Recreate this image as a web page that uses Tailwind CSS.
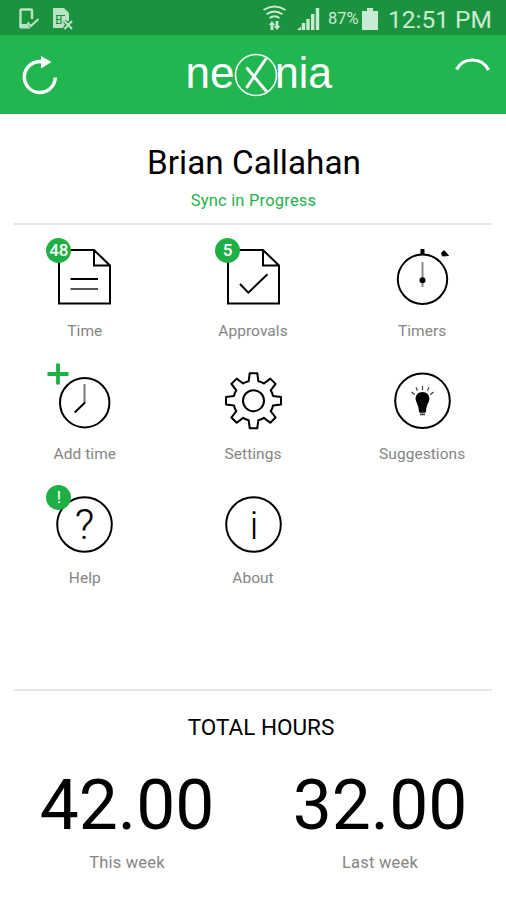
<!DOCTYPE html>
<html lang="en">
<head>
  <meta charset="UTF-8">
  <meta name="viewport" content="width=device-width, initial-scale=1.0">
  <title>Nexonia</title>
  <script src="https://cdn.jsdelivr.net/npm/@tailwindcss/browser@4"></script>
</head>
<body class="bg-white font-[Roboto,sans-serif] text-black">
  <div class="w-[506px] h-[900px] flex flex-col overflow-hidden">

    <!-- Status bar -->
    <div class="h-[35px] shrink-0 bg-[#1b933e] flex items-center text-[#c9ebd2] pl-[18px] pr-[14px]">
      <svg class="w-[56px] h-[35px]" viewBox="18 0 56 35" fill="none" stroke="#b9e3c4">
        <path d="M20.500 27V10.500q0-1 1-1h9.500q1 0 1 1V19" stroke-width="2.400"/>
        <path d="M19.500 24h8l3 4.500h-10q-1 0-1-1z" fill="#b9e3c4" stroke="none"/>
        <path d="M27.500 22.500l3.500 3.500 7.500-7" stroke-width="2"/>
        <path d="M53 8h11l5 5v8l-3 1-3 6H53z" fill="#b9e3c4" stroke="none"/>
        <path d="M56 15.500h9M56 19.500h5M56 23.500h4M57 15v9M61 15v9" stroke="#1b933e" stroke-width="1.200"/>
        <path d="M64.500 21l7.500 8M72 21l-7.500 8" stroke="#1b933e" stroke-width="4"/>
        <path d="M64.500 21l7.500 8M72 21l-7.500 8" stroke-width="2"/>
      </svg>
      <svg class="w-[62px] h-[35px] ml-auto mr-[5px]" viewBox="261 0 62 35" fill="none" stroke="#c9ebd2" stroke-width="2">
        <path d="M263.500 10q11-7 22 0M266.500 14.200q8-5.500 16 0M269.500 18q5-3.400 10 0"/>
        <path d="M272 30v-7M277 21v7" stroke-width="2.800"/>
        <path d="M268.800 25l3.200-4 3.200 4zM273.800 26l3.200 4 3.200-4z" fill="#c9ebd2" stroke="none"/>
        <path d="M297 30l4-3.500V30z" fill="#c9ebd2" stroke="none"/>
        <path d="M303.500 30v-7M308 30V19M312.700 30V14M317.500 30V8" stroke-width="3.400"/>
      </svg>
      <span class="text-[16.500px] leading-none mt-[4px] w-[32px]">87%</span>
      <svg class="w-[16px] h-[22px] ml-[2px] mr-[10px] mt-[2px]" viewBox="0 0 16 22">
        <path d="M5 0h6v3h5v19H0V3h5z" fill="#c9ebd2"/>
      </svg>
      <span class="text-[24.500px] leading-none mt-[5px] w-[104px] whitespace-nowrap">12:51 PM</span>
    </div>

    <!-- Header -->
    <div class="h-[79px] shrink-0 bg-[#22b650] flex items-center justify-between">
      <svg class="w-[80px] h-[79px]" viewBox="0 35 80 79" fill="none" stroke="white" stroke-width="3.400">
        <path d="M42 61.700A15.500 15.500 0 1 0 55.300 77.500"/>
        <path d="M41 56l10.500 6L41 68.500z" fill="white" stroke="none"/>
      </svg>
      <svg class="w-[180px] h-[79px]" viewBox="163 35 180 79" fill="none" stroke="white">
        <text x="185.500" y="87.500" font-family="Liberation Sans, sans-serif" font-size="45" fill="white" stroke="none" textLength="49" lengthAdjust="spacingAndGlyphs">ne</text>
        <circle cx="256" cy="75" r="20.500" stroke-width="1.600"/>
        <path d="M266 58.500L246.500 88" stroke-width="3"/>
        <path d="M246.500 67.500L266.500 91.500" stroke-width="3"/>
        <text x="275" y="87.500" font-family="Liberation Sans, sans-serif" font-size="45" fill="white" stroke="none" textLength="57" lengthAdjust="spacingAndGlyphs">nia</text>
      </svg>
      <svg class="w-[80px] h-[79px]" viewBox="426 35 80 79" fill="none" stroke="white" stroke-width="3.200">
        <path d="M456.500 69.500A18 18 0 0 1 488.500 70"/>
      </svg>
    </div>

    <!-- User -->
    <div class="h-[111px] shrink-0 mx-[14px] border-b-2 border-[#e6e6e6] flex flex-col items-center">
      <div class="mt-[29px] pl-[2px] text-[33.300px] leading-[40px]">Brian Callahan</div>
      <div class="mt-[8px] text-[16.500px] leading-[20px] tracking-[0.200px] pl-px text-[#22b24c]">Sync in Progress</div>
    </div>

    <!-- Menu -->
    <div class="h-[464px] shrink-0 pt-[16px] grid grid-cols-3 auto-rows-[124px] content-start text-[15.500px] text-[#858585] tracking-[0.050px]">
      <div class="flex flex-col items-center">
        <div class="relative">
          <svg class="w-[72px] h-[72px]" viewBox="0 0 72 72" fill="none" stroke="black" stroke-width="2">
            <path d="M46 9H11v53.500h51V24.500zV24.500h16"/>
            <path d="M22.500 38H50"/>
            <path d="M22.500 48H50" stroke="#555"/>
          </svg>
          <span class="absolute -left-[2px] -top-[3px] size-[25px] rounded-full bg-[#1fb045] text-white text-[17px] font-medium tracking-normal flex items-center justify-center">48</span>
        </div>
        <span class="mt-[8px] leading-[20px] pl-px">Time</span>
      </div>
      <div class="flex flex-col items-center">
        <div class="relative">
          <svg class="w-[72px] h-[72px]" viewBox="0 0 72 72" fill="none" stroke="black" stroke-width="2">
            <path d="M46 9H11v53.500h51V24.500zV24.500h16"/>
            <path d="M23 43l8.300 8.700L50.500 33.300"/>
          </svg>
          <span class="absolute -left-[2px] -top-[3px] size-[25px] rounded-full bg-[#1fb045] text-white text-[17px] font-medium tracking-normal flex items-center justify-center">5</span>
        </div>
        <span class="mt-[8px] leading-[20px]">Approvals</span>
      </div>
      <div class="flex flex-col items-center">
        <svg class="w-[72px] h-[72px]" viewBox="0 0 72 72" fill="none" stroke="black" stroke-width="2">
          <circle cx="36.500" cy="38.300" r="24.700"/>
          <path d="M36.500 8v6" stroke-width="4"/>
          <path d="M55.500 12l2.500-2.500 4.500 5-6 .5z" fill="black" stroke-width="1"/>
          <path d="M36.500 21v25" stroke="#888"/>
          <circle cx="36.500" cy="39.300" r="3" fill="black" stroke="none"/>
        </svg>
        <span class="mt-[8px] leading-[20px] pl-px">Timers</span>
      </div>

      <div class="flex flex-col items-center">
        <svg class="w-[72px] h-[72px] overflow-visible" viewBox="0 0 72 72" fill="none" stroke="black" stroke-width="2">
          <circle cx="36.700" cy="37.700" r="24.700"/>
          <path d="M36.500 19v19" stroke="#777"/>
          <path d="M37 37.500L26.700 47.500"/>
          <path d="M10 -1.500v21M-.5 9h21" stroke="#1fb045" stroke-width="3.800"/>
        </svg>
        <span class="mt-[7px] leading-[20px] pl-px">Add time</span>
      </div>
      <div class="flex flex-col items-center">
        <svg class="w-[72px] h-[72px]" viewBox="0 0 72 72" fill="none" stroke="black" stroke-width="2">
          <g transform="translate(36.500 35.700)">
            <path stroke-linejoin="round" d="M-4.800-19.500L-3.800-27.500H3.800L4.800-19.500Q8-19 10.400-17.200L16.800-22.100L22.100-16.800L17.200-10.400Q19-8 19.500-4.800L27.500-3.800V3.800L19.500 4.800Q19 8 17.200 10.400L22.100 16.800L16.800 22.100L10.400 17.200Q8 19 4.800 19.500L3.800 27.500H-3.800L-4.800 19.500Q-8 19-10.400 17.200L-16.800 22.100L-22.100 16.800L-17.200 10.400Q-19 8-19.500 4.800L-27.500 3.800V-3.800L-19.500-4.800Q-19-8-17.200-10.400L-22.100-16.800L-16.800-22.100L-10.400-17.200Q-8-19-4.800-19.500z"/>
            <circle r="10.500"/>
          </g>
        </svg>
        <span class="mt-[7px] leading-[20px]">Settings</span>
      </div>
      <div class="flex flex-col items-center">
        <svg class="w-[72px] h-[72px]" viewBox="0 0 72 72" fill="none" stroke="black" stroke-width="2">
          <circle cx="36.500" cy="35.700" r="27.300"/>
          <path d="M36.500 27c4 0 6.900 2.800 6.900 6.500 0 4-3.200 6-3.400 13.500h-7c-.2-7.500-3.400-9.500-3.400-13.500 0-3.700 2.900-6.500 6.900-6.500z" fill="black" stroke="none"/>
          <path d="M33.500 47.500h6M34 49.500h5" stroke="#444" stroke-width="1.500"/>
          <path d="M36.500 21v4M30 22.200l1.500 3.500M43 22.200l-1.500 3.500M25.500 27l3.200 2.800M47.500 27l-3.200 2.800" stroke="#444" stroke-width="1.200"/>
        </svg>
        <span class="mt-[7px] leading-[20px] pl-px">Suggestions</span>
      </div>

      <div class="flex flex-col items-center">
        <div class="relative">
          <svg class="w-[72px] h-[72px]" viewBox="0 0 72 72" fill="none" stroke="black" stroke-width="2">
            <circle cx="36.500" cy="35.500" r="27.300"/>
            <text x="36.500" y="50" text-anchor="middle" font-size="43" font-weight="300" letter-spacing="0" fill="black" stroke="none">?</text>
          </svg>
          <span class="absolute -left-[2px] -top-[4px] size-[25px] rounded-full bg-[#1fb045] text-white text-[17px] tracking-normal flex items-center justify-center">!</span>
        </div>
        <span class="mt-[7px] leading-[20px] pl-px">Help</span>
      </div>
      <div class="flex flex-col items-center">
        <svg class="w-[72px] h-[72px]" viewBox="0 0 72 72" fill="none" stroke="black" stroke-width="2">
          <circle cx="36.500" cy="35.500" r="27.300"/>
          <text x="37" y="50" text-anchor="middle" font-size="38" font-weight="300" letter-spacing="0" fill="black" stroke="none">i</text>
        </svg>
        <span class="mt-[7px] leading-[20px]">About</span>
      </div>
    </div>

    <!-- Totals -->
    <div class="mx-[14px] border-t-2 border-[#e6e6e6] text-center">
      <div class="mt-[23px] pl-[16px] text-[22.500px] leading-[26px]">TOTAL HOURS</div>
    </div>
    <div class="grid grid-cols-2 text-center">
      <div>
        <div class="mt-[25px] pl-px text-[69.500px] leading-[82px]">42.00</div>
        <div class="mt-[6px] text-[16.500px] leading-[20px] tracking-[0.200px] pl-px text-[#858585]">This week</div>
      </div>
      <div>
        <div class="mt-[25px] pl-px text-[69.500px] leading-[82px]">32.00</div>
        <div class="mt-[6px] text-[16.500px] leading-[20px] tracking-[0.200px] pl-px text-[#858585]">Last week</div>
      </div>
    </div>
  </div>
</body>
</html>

▬▬▬▬▬▬▬▬▬▬

INSTRUCTIONS FOR THE TASK —
Reproduce the data above word for word from its first line through the line that holds "h-[900px] flex flex-col", both ends included; skip pictures.

RESPONSE BELOW —
Recreate this image as a web page that uses Tailwind CSS.
<!DOCTYPE html>
<html lang="en">
<head>
  <meta charset="UTF-8">
  <meta name="viewport" content="width=device-width, initial-scale=1.0">
  <title>Nexonia</title>
  <script src="https://cdn.jsdelivr.net/npm/@tailwindcss/browser@4"></script>
</head>
<body class="bg-white font-[Roboto,sans-serif] text-black">
  <div class="w-[506px] h-[900px] flex flex-col overflow-hidden">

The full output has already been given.